If you’re not aware of it, I’d like to draw your attention to a publication of the Treasury Department, the Financial Report of the U. S. Government for 2012. It makes for sobering reading, particularly the projections part beginning around page 136. I find their assumptions of roughly 5% nominal growth, more than 2% real growth, and 5% Medicare spending growth per recipient unduly rosy. Even with those assumptions Treasury characterizes the situation as “unsustainable”:
The projections in this Report indicate that current policy is not sustainable. The debt-to-GDP ratio is projected to reach 395 percent in 2087 and to rise continuously thereafter. Preventing the debt-to-GDP ratio from rising over the next 75 years is estimated to require some combination of spending reductions and revenue increases that amount to 2.7 percent of GDP over the period. While this estimate of the “75-year fiscal gap” is highly uncertain, current fiscal policies cannot be sustained indefinitely.
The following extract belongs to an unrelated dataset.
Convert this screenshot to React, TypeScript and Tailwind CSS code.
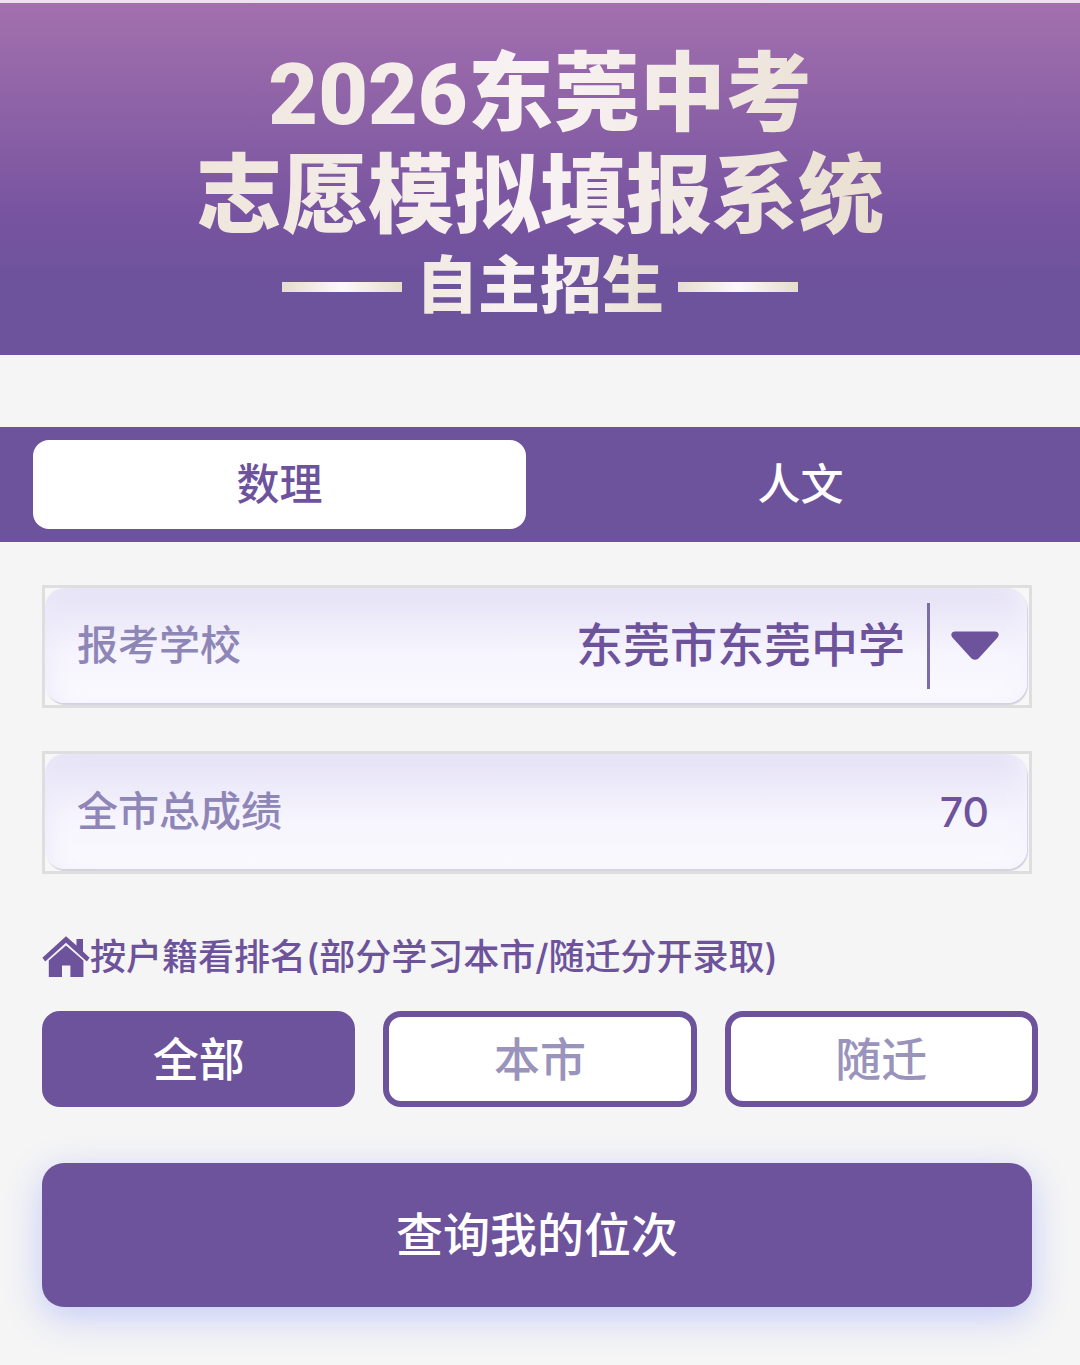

It is important to address the Government’s fiscal imbalances soon. Delaying action increases the magnitude of spending reductions and/or revenue increases necessary to stabilize the debt-to-GDP ratio. Relative to a reform that begins immediately, for example, it is estimated that the magnitude of reforms necessary to close the 75-year fiscal gap is nearly 20 percent larger if reforms are delayed by just ten years, and more than 50 percent larger if reform is delayed 20 years.
I might add that increasing the tax rates is hard enough but increasing the effective rates is something else again.
My general feeling from the report is that Treasury also assumes an abandoning of Keynesian “pump-priming” in reaction to economic downturns, an assumption I find unrealistic in the extreme. I may post more on that aspect later.